Physics Based ModellingEdit

Physics-based modelling (PBM) is the practice of building mathematical representations of physical systems by grounding them in fundamental laws and well-established theories. The aim is to predict how real world systems behave under varying conditions, support design and optimization, and provide insight into mechanisms that experiments alone may not reveal. PBM spans a wide range of scale and discipline, from the motion of fluids and the deformation of solids to the behavior of electromagnetic fields and quantum systems. It blends theory from Physics with techniques from Mathematical modelling and Computational physics to produce usable descriptions of complex phenomena.

What sets physics-based modelling apart is its emphasis on first principles, validated against data, rather than relying solely on empirical correlations. By encoding conservation laws, constitutive relations, and governing equations, PBM offers extrapolation beyond the data at hand and provides a framework for understanding how changes in parameters or geometry will influence outcomes. At the same time, it recognizes the role of measurements and observations to calibrate, validate, and refine models, creating a dialogue between theory and experiment that underpins modern engineering and science. See for example its use in Aerospace engineering, Climate modelling, and Biomechanics as anchor points for a broad family of applications.

Foundations

Governing equations and constitutive laws: PBM rests on core equations such as those expressing conservation of mass, momentum, and energy, together with constitutive relations that describe material response. In fluid mechanics, this leads to formulations rooted in the Navier–Stokes equations; in electromagnetism, Maxwell’s equations play a similar role; in solid mechanics, constitutive models describe how materials deform under stress.
Initial and boundary conditions: To produce meaningful predictions, models require input about the state of the system and how it interacts with its surroundings. This often involves setting boundary conditions that reflect physical constraints and experimental setups.
Scale and physics selection: PBM engineers and scientists decide which phenomena must be resolved explicitly and which can be modelled with effective theories. Decisions about scale separation and which physical processes to couple are driven by the physics of the problem and the intended use of the model.
Linkages to mathematics: The development and analysis of PBMs rely on differential equations, linear and nonlinear dynamics, and stability theory. See Differential equations and Mathematical modelling for foundational concepts.

Core methods and tools

Deterministic modelling: Deterministic PBMs provide a single prediction given a set of inputs. They are common in finite element analyses of stress in a bridge, computational fluid dynamics simulations of air flow, and quantum mechanical calculations of molecular systems. Common numerical implementations include the Finite element method and other discretization schemes.
Stochastic modelling: When inherent randomness or uncertain inputs matter, PBMs adopt stochastic formulations. Probabilistic descriptions can quantify variability in material properties, loading, or boundary conditions, and enable probabilistic design and risk assessment.
Multiscale and multiphysics modelling: Many systems couple processes across scales or involve multiple physical domains (e.g., fluid-structure interaction, electrochemistry, or climate systems). PBM often requires coordinated models that exchange information across scales or physics, using approaches such as surrogate models or reduced-order representations.
Numerical methods and computation: Solving PBMs typically relies on numerical analysis techniques, including time-stepping schemes, linear and nonlinear solvers, mesh generation, and stabilization methods. See Numerical analysis and Computational physics for a broader computational context.
Data integration and calibration: Physics-based models are regularly calibrated with experimental data. Parameter estimation, Bayesian inference, and data assimilation techniques help reconcile model predictions with observations while exposing remaining uncertainties. See Uncertainty quantification and Statistics for related ideas.
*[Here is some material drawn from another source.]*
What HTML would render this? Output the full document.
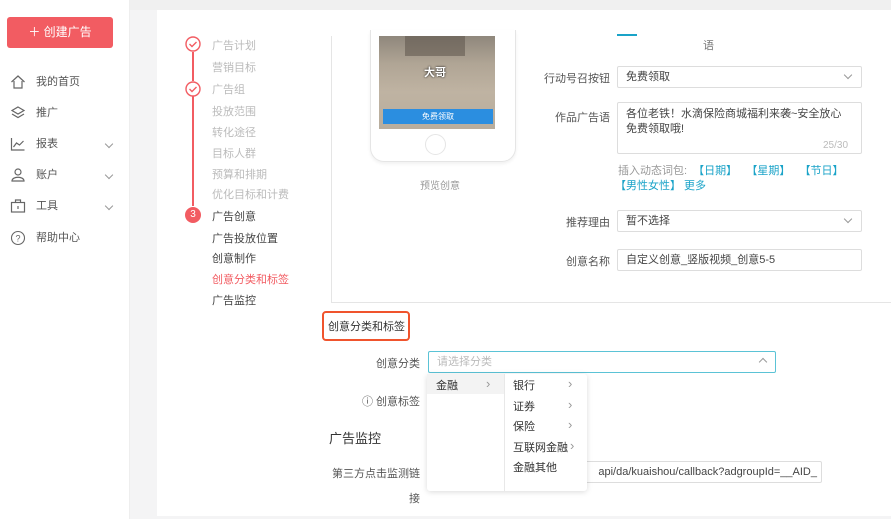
<!DOCTYPE html>
<html><head><meta charset="utf-8"><style>
*{margin:0;padding:0;box-sizing:border-box}
body{width:891px;height:519px;overflow:hidden;background:#f4f4f5;font-family:"Liberation Sans","Noto Sans CJK SC",sans-serif;font-size:11px;color:#555;position:relative}
.a{position:absolute}
.side{left:0;top:0;width:130px;height:519px;background:#fff;border-right:1px solid #eee}
.btn{left:7px;top:17px;width:106px;height:31px;background:#f25c62;border-radius:3px;color:#fff;font-size:12px;text-align:center;line-height:31px}
.nav{left:10px;font-size:11px;color:#555;width:100px;height:16px}
.nav svg{position:absolute;left:0;top:0}
.nav span{position:absolute;left:26px;top:1px;white-space:nowrap;line-height:14px}
.chev{width:6px;height:6px;border-right:1px solid #999;border-bottom:1px solid #999;transform:rotate(45deg)}
.card{left:157px;top:10px;width:734px;height:506px;background:#fff}
.step{left:212px;font-size:11px;color:#bbb;white-space:nowrap}
.dark{color:#444}
.inp{border:1px solid #ddd;border-radius:2px;background:#fff;font-size:11px;color:#444;padding-left:8px}
.lbl{font-size:11px;color:#555;text-align:right;white-space:nowrap}
.blue{color:#1aa3c8}
.ar{color:#999;font-size:13px;line-height:14px}
</style></head><body>
<div class="a" style="left:0;top:0;width:891px;height:10px;background:#f0f0f0"></div>
<div class="a side"></div>
<div class="a btn">＋ 创建广告</div>
<div class="a nav" style="top:74px"><svg width="16" height="16" viewBox="0 0 16 16"><path d="M1.5 8L8 2l6.5 6M4 7v7h8V7" fill="none" stroke="#666" stroke-width="1.2"/></svg><span>我的首页</span></div>
<div class="a nav" style="top:105px"><svg width="16" height="16" viewBox="0 0 16 16"><path d="M8 2l6 3.5-6 3.5-6-3.5zM2 9l6 3.5L14 9" fill="none" stroke="#666" stroke-width="1.2"/></svg><span>推广</span></div>
<div class="a nav" style="top:136px"><svg width="16" height="16" viewBox="0 0 16 16"><path d="M1.5 2v12h13M3.5 11l3-4 3 2 4-4" fill="none" stroke="#666" stroke-width="1.2"/></svg><span>报表</span></div>
<div class="a nav" style="top:167px"><svg width="16" height="16" viewBox="0 0 16 16"><circle cx="8" cy="5" r="3" fill="none" stroke="#666" stroke-width="1.2"/><path d="M2 14c0-5 12-5 12 0z" fill="none" stroke="#666" stroke-width="1.2"/></svg><span>账户</span></div>
<div class="a nav" style="top:198px"><svg width="16" height="16" viewBox="0 0 16 16"><rect x="1.5" y="4.5" width="13" height="9.5" fill="none" stroke="#666" stroke-width="1.2"/><path d="M5.5 4.5V2h5v2.5M8 8v3" fill="none" stroke="#666" stroke-width="1.2"/></svg><span>工具</span></div>
<div class="a nav" style="top:230px"><svg width="16" height="16" viewBox="0 0 16 16"><circle cx="8" cy="8" r="6.5" fill="none" stroke="#666" stroke-width="1.1"/><text x="8" y="11.5" font-size="9" text-anchor="middle" fill="#666">?</text></svg><span>帮助中心</span></div>
<div class="a chev" style="left:106px;top:141px"></div>
<div class="a chev" style="left:106px;top:172px"></div>
<div class="a chev" style="left:106px;top:203px"></div>

<div class="a card"></div>
<div class="a" style="left:192px;top:52px;width:2px;height:29px;background:#f25c62"></div>
<div class="a" style="left:192px;top:96px;width:2px;height:110px;background:#f25c62"></div>
<svg class="a" style="left:185px;top:36px" width="16" height="16"><circle cx="8" cy="8" r="7" fill="#fff" stroke="#f25c62" stroke-width="1.4"/><path d="M4.5 8l2.5 2.5 4.5-4.5" fill="none" stroke="#f25c62" stroke-width="1.4"/></svg>
<svg class="a" style="left:185px;top:81px" width="16" height="16"><circle cx="8" cy="8" r="7" fill="#fff" stroke="#f25c62" stroke-width="1.4"/><path d="M4.5 8l2.5 2.5 4.5-4.5" fill="none" stroke="#f25c62" stroke-width="1.4"/></svg>
<div class="a" style="left:185px;top:207px;width:16px;height:16px;border-radius:8px;background:#f25c62;color:#fff;font-size:10px;text-align:center;line-height:16px">3</div>
<div class="a step" style="top:37px">广告计划</div>
<div class="a step" style="top:59px">营销目标</div>
<div class="a step" style="top:81px">广告组</div>
<div class="a step" style="top:103px">投放范围</div>
<div class="a step" style="top:124px">转化途径</div>
<div class="a step" style="top:145px">目标人群</div>
<div class="a step" style="top:166px">预算和排期</div>
<div class="a step" style="top:186px">优化目标和计费</div>
<div class="a step dark" style="top:208px">广告创意</div>
<div class="a step dark" style="top:230px">广告投放位置</div>
<div class="a step dark" style="top:250px">创意制作</div>
<div class="a step" style="top:271px;color:#f25c62">创意分类和标签</div>
<div class="a step dark" style="top:292px">广告监控</div>

<div class="a" style="left:331px;top:36px;width:560px;height:267px;border-left:1px solid #e5e5e5;border-bottom:1px solid #e5e5e5"></div>
<div class="a" style="left:370px;top:30px;width:146px;height:132px;border:1px solid #e5e5e5;border-top:none;border-radius:0 0 14px 14px;box-shadow:0 2px 3px rgba(0,0,0,.06)"></div>
<div class="a" style="left:379px;top:36px;width:116px;height:93px;background:linear-gradient(180deg,#8f877c 0%,#b0a595 30%,#bfb3a2 60%,#b8ad9d 100%)"></div>
<div class="a" style="left:405px;top:36px;width:60px;height:20px;background:#5c534b;opacity:.55"></div>
<div class="a" style="left:424px;top:64px;color:#fff;font-size:11px;font-weight:bold;text-shadow:0 0 2px #000">大哥</div>
<div class="a" style="left:383px;top:109px;width:110px;height:15px;background:#2b8ee0;color:#fff;font-size:8px;text-align:center;line-height:15px">免费领取</div>
<div class="a" style="left:425px;top:134px;width:21px;height:21px;border:1px solid #e5e5e5;border-radius:50%"></div>
<div class="a" style="left:420px;top:177px;color:#999;font-size:10px">预览创意</div>

<div class="a" style="left:617px;top:34px;width:20px;height:2px;background:#1aa3c8"></div>
<div class="a" style="left:703px;top:37px;font-size:11px;color:#777">语</div>
<div class="a lbl" style="left:520px;top:70px;width:90px">行动号召按钮</div>
<div class="a inp" style="left:617px;top:66px;width:245px;height:22px;line-height:20px">免费领取</div>
<div class="a lbl" style="left:520px;top:109px;width:90px">作品广告语</div>
<div class="a inp" style="left:617px;top:102px;width:245px;height:52px;padding-top:4px;padding-right:12px;line-height:15px">各位老铁！水滴保险商城福利来袭~安全放心免费领取哦!</div>
<div class="a" style="left:823px;top:140px;font-size:10px;color:#bbb">25/30</div>
<div class="a" style="left:618px;top:162px;font-size:11px;color:#999">插入动态词包: <span class="blue">&nbsp;【日期】&nbsp;&nbsp;&nbsp;【星期】&nbsp;&nbsp;&nbsp;【节日】</span></div>
<div class="a blue" style="left:615px;top:177px;font-size:11px">【男性女性】 更多</div>
<div class="a lbl" style="left:520px;top:214px;width:90px">推荐理由</div>
<div class="a inp" style="left:617px;top:210px;width:245px;height:22px;line-height:20px">暂不选择</div>
<div class="a chev" style="left:845px;top:72px"></div>
<div class="a chev" style="left:845px;top:216px"></div>
<div class="a lbl" style="left:520px;top:253px;width:90px">创意名称</div>
<div class="a inp" style="left:617px;top:249px;width:245px;height:22px;line-height:20px">自定义创意_竖版视频_创意5-5</div>

<div class="a" style="left:322px;top:311px;width:88px;height:30px;border:2px solid #f0542d;border-radius:4px"></div>
<div class="a" style="left:328px;top:318px;font-size:11px;color:#333">创意分类和标签</div>
<div class="a lbl" style="left:340px;top:355px;width:80px">创意分类</div>
<div class="a" style="left:428px;top:351px;width:348px;height:22px;border:1px solid #5bc3d6;border-radius:2px;padding-left:8px;line-height:20px;color:#bbb;font-size:11px">请选择分类</div>
<div class="a" style="left:760px;top:359px;width:6px;height:6px;border-left:1px solid #999;border-top:1px solid #999;transform:rotate(45deg)"></div>
<div class="a lbl" style="left:340px;top:393px;width:80px">ⓘ 创意标签</div>
<div class="a" style="left:329px;top:428px;font-size:13px;color:#333">广告监控</div>
<div class="a lbl" style="left:320px;top:465px;width:100px">第三方点击监测链</div>
<div class="a lbl" style="left:320px;top:490px;width:100px">接</div>
<div class="a inp" style="left:430px;top:461px;width:392px;height:22px;line-height:20px;text-align:right;padding-right:4px">api/da/kuaishou/callback?adgroupId=__AID_</div>

<div class="a" style="left:427px;top:374px;width:160px;height:117px;background:#fff;border-radius:3px;box-shadow:0 1px 6px rgba(0,0,0,.15)"></div>
<div class="a" style="left:427px;top:374px;width:77px;height:20px;background:#f3f3f3"></div>
<div class="a" style="left:504px;top:374px;width:1px;height:117px;background:#e8e8e8"></div>
<div class="a" style="left:436px;top:377px;font-size:11px;color:#333">金融</div>
<div class="a ar" style="left:486px;top:377px">›</div>
<div class="a" style="left:513px;top:377px;color:#333">银行</div>
<div class="a" style="left:513px;top:398px;color:#333">证券</div>
<div class="a" style="left:513px;top:418px;color:#333">保险</div>
<div class="a" style="left:513px;top:439px;color:#333">互联网金融</div>
<div class="a" style="left:513px;top:459px;color:#333">金融其他</div>
<div class="a ar" style="left:568px;top:377px">›</div>
<div class="a ar" style="left:568px;top:398px">›</div>
<div class="a ar" style="left:568px;top:418px">›</div>
<div class="a ar" style="left:570px;top:439px">›</div>
</body></html>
Validation, uncertainty, and risk

Verification and validation (V&V): Verification checks that the model is implemented correctly, while validation assesses how well the model reproduces real phenomena. Together they form a quality framework that distinguishes credible PBMs from mere simulations.
Uncertainty quantification (UQ): PBMs acknowledge uncertainty in inputs, material properties, and models themselves. UQ methods propagate these uncertainties to outputs, providing confidence intervals and informing decision-making.
Model risk and interpretability: As PBMs inform design and policy in some contexts, understanding the limits of a model and the sensitivity of predictions to assumptions is essential. Interpretability concerns arise when complex, nonlinear, or multiscale couplings obscure causal understanding.

Data-driven and hybrid approaches

Hybrid modelling: A growing trend is to blend physics-based descriptions with data-driven components. Physics-informed machine learning and surrogate modelling can accelerate simulations or capture phenomena where first-principles models are incomplete or expensive.
Data assimilation and updating: In dynamic systems, assimilating new measurements into PBMs keeps predictions aligned with reality, improving forecast skill and reducing drift over time.
Role of experiments: While PBM emphasizes theoretical structure, experiments remain crucial for parameter estimation, validation, and exploring regimes where the model may be uncertain or inapplicable.

Applications

Engineering and design: PBM is central to structural analysis, aerodynamic design, and thermal management, where predictive accuracy and optimization reduce cost and risk. See Engineering and Materials science for related domains.
Geosciences and climate: Models of groundwater flow, seismic wave propagation, and climate dynamics rely on PBM to understand natural processes and assess responses to interventions.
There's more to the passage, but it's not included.